Hambit Bintih juga menuding Akil Mochtar berbohong soal dugaan suap pemilukada Palangka Raya. Sengketa pemilukada Palangka Raya diproses di MK Agustus tahun lalu saat Akil masih menjabat ketua MK. Kata Hambit, tarif mengurus sengketa pemilukada Palangka Raya telah dibayar Rp 2 miliar, setelah mendapat korting dari Akil.
"Bukan didiskon makanya jadi Rp 2 M. Rp 1 M yang didiskon Pak Akil. Akil itu yaaa maklumlah. Jadi diskonnya Rp 1 Miliar untuk umat, Rp 2 miliar dibayar. Kan gitu," kata terdakwa suap sengketa pilkada Kabupaten Gunung Mas, Hambit Bintih, Kamis (30/1)
Dalam persidangan jaksa penuntut menunjukkan bukti pesan singkat atau SMS bahwa Akil pernah menerima suap Rp 2 miliar terkait sengketa pemilukada Palangka Raya. Bukti ini mencuat saat Akil menjadi saksi untuk terdakwa anggota DPR dari Fraksi Golkar, Chairunnisa.
Sementara itu, dalam sidang yang sama dihadirkan pula Ketua DPP Golkar Kalimantan Tengah, Rusliansyah. Saat diperiksa oleh penyidik KPK beberapa waktu lalu, Rusliansyah mengaku Akil pernah diminta memenangkan kandidat-kandidat Golkar dalam 11 sengketa pilkada di Provinsi Kalimantan Tengah. Permintaan ini disampaikan melalui politisi Golkar, Chairunnisa.

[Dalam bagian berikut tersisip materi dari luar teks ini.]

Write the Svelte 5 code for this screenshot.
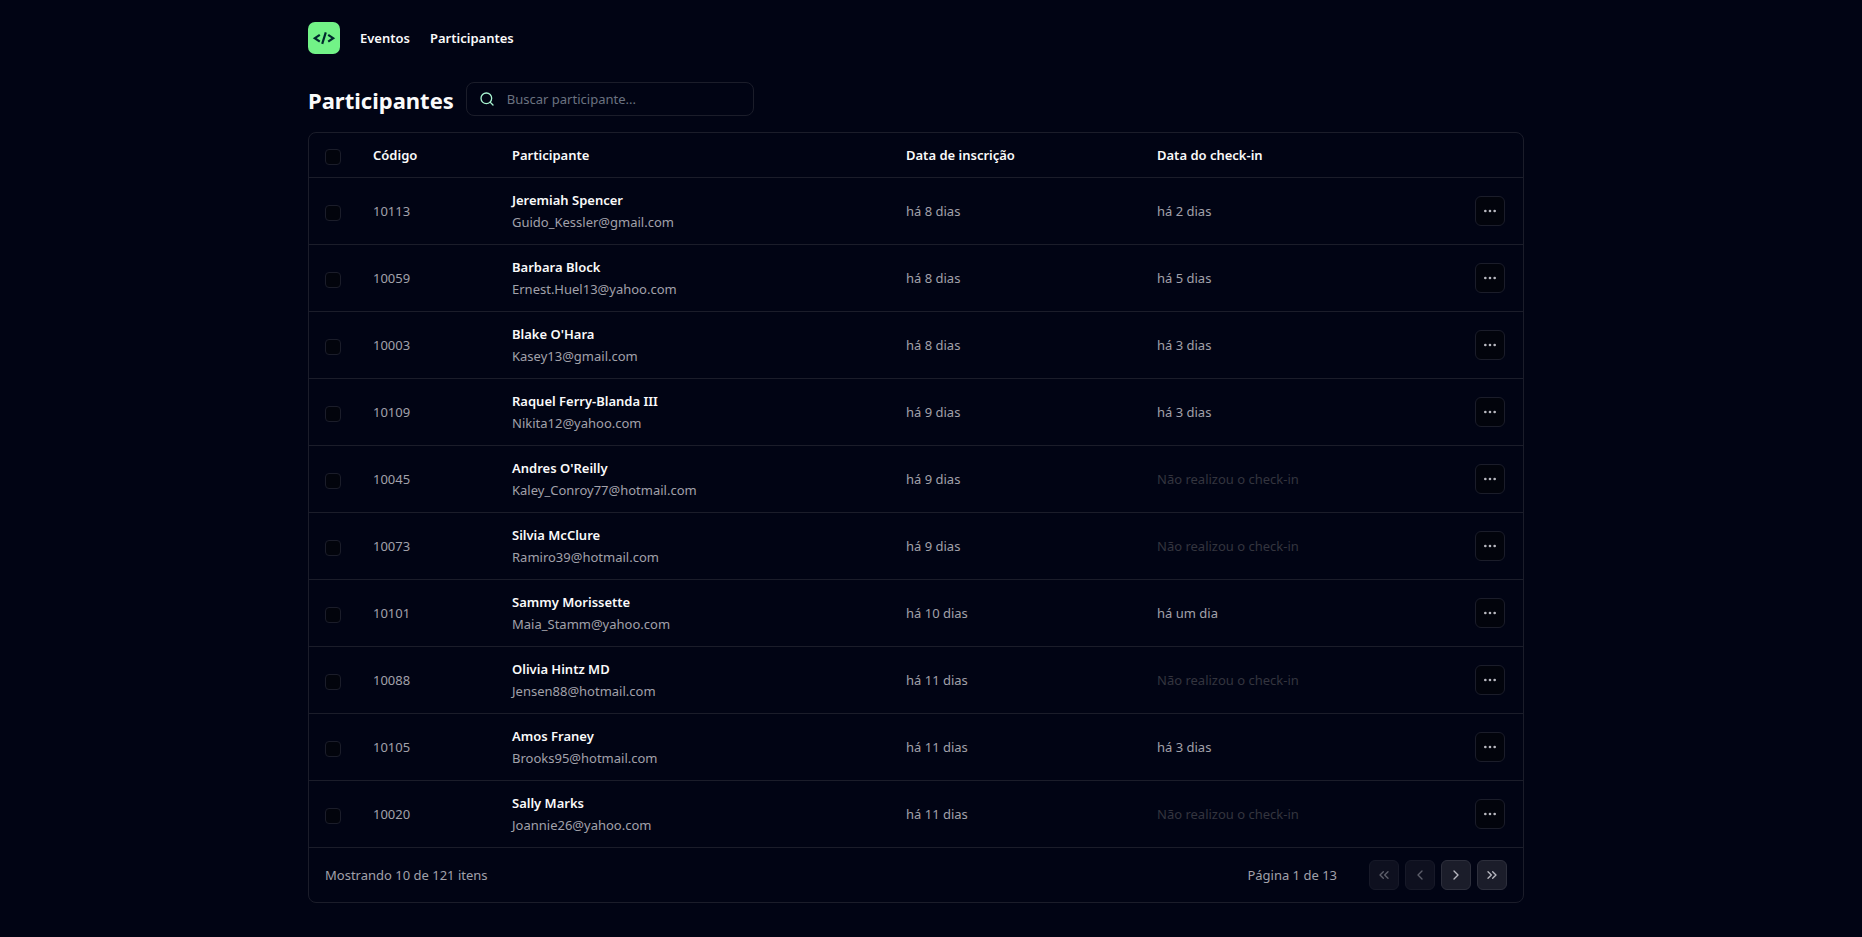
<script>
  const participants = [
    { code: '10113', name: 'Jeremiah Spencer', email: 'Guido_Kessler@gmail.com', enrolled: 'há 8 dias', checkIn: 'há 2 dias' },
    { code: '10059', name: 'Barbara Block', email: 'Ernest.Huel13@yahoo.com', enrolled: 'há 8 dias', checkIn: 'há 5 dias' },
    { code: '10003', name: "Blake O'Hara", email: 'Kasey13@gmail.com', enrolled: 'há 8 dias', checkIn: 'há 3 dias' },
    { code: '10109', name: 'Raquel Ferry-Blanda III', email: 'Nikita12@yahoo.com', enrolled: 'há 9 dias', checkIn: 'há 3 dias' },
    { code: '10045', name: "Andres O'Reilly", email: 'Kaley_Conroy77@hotmail.com', enrolled: 'há 9 dias', checkIn: null },
    { code: '10073', name: 'Silvia McClure', email: 'Ramiro39@hotmail.com', enrolled: 'há 9 dias', checkIn: null },
    { code: '10101', name: 'Sammy Morissette', email: 'Maia_Stamm@yahoo.com', enrolled: 'há 10 dias', checkIn: 'há um dia' },
    { code: '10088', name: 'Olivia Hintz MD', email: 'Jensen88@hotmail.com', enrolled: 'há 11 dias', checkIn: null },
    { code: '10105', name: 'Amos Franey', email: 'Brooks95@hotmail.com', enrolled: 'há 11 dias', checkIn: 'há 3 dias' },
    { code: '10020', name: 'Sally Marks', email: 'Joannie26@yahoo.com', enrolled: 'há 11 dias', checkIn: null },
  ];

  const pageButtons = [
    { label: 'Primeira página', paths: ['m11 17-5-5 5-5', 'm18 17-5-5 5-5'], disabled: true },
    { label: 'Página anterior', paths: ['m15 18-6-6 6-6'], disabled: true },
    { label: 'Próxima página', paths: ['m9 18 6-6-6-6'], disabled: false },
    { label: 'Última página', paths: ['m6 17 5-5-5-5', 'm13 17 5-5-5-5'], disabled: false },
  ];
</script>

<div class="page">
  <header>
    <svg class="logo" viewBox="0 0 32 32" aria-hidden="true">
      <rect width="32" height="32" rx="7" fill="#72f387" />
      <g fill="none" stroke="#00292e" stroke-width="2.2">
        <path d="M11.8 12.8 6.8 16.2l5 3.4" />
        <path d="M17.8 10.4 14.2 21.8" />
        <path d="m20.2 12.8 5 3.4-5 3.4" />
      </g>
    </svg>
    <nav>
      <a href="#eventos">Eventos</a>
      <a href="#participantes">Participantes</a>
    </nav>
  </header>

  <main>
    <div class="title-row">
      <h1>Participantes</h1>
      <label class="search">
        <svg viewBox="0 0 24 24" aria-hidden="true">
          <circle cx="11" cy="11" r="8" />
          <path d="m21 21-4.3-4.3" />
        </svg>
        <input type="text" aria-label="Buscar participante" placeholder="Buscar participante..." />
      </label>
    </div>

    <div class="card">
      <table>
        <colgroup>
          <col class="col-check" />
          <col class="col-code" />
          <col class="col-person" />
          <col class="col-enrolled" />
          <col class="col-checkin" />
          <col class="col-actions" />
        </colgroup>
        <thead>
          <tr>
            <th><input type="checkbox" aria-label="Selecionar todos" /></th>
            <th>Código</th>
            <th>Participante</th>
            <th>Data de inscrição</th>
            <th>Data do check-in</th>
            <th></th>
          </tr>
        </thead>
        <tbody>
          {#each participants as p (p.code)}
            <tr>
              <td><input type="checkbox" aria-label={`Selecionar ${p.name}`} /></td>
              <td>{p.code}</td>
              <td>
                <div class="person">
                  <strong>{p.name}</strong>
                  <span>{p.email}</span>
                </div>
              </td>
              <td>{p.enrolled}</td>
              <td>
                {#if p.checkIn}{p.checkIn}{:else}<span class="missing">Não realizou o check-in</span>{/if}
              </td>
              <td>
                <button class="icon-button more" type="button" aria-label={`Ações de ${p.name}`}>
                  <svg viewBox="0 0 24 24" aria-hidden="true">
                    <circle cx="12" cy="12" r="1" />
                    <circle cx="19" cy="12" r="1" />
                    <circle cx="5" cy="12" r="1" />
                  </svg>
                </button>
              </td>
            </tr>
          {/each}
        </tbody>
      </table>
      <footer>
        <span>Mostrando 10 de 121 itens</span>
        <div class="pagination">
          <span>Página 1 de 13</span>
          <div class="buttons">
            {#each pageButtons as b (b.label)}
              <button class="icon-button" type="button" aria-label={b.label} disabled={b.disabled}>
                <svg viewBox="0 0 24 24" aria-hidden="true">
                  {#each b.paths as d (d)}
                    <path {d} />
                  {/each}
                </svg>
              </button>
            {/each}
          </div>
        </div>
      </footer>
    </div>
  </main>
</div>

<style>
  :global(body) {
    background: #010414;
    padding-right: 30px;
  }

  .page {
    box-sizing: border-box;
    max-width: 1216px;
    margin: 0 auto;
    padding: 22px 0 34px;
    color: #d4d4d8;
    font: 13px/20px 'Noto Sans', sans-serif;
  }

  header {
    display: flex;
    align-items: center;
    gap: 20px;
    margin-bottom: 28px;
  }

  .logo {
    width: 32px;
    height: 32px;
  }

  nav {
    display: flex;
    gap: 20px;
  }

  nav a {
    color: #fafafa;
    font-weight: 600;
    text-decoration: none;
  }

  .title-row {
    display: flex;
    align-items: center;
    gap: 12px;
    margin-bottom: 16px;
  }

  h1 {
    margin: 0;
    padding-top: 2px;
    color: #fafafa;
    font-size: 22px;
    line-height: 32px;
    font-weight: 700;
  }

  .search {
    box-sizing: border-box;
    display: flex;
    align-items: center;
    gap: 12px;
    width: 288px;
    height: 34px;
    padding: 0 12px;
    border: 1px solid #1b1d2a;
    border-radius: 8px;
  }

  .search svg {
    flex: none;
    width: 16px;
    height: 16px;
    fill: none;
    stroke: #a7f3d0;
    stroke-width: 2;
    stroke-linecap: round;
  }

  .search input {
    flex: 1;
    min-width: 0;
    padding: 0;
    border: 0;
    outline: 0;
    background: transparent;
    color: #d4d4d8;
    font: inherit;
  }

  .search input::placeholder {
    color: #6b7280;
  }

  .card {
    border: 1px solid #1b1d2a;
    border-radius: 8px;
  }

  table {
    width: 100%;
    table-layout: fixed;
    border-collapse: collapse;
  }

  .col-check { width: 48px; }
  .col-code { width: 139px; }
  .col-person { width: 394px; }
  .col-enrolled { width: 251px; }
  .col-actions { width: 64px; }

  tr {
    border-bottom: 1px solid #1b1d2a;
  }

  th,
  td {
    padding: 0 16px;
    text-align: left;
  }

  th {
    height: 44px;
    color: #fafafa;
    font-weight: 600;
  }

  td {
    height: 66px;
    color: #a1a1aa;
  }

  input[type='checkbox'] {
    appearance: none;
    display: block;
    width: 16px;
    height: 16px;
    margin: 3px 0 0;
    border: 1px solid #1b1d2a;
    border-radius: 4px;
    background: #02040c;
  }

  .person {
    display: flex;
    flex-direction: column;
    gap: 2px;
  }

  .person strong {
    color: #fafafa;
    font-weight: 600;
  }

  .missing {
    color: #34353f;
  }

  .icon-button {
    box-sizing: border-box;
    display: grid;
    place-items: center;
    width: 30px;
    height: 30px;
    padding: 0;
    border: 1px solid #2d2f3c;
    border-radius: 6px;
    background: #1b1d2a;
    color: #b8b8c0;
  }

  .icon-button:disabled {
    opacity: 0.5;
  }

  .icon-button svg {
    width: 16px;
    height: 16px;
    fill: none;
    stroke: currentColor;
    stroke-width: 2;
    stroke-linecap: round;
    stroke-linejoin: round;
  }

  .icon-button.more {
    border-color: #1b1d2a;
    background: #02040c;
  }

  footer {
    display: flex;
    align-items: center;
    justify-content: space-between;
    height: 54px;
    padding: 0 16px;
    color: #a1a1aa;
  }

  .pagination {
    display: flex;
    align-items: center;
    gap: 32px;
  }

  .buttons {
    display: flex;
    gap: 6px;
  }
</style>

Namun dalam pengadilan ia mencabut pernyataan tersebut. Ia mengaku sedang kurang sehat saat mengatakan hal itu di depan penyidik KPK. Hambit sendiri mengaku memberikan uang Rp 3 Miliar kepada Chairunnisa untuk menyuap Akil. Hambit menambahkan, Chairunnisa juga meminta Wali Kota Barito Utara uang suap sebesar Rp 3,5 miliar. Sedangkan Wali Kota Palangkaraya dimintai Rp 2 miliar.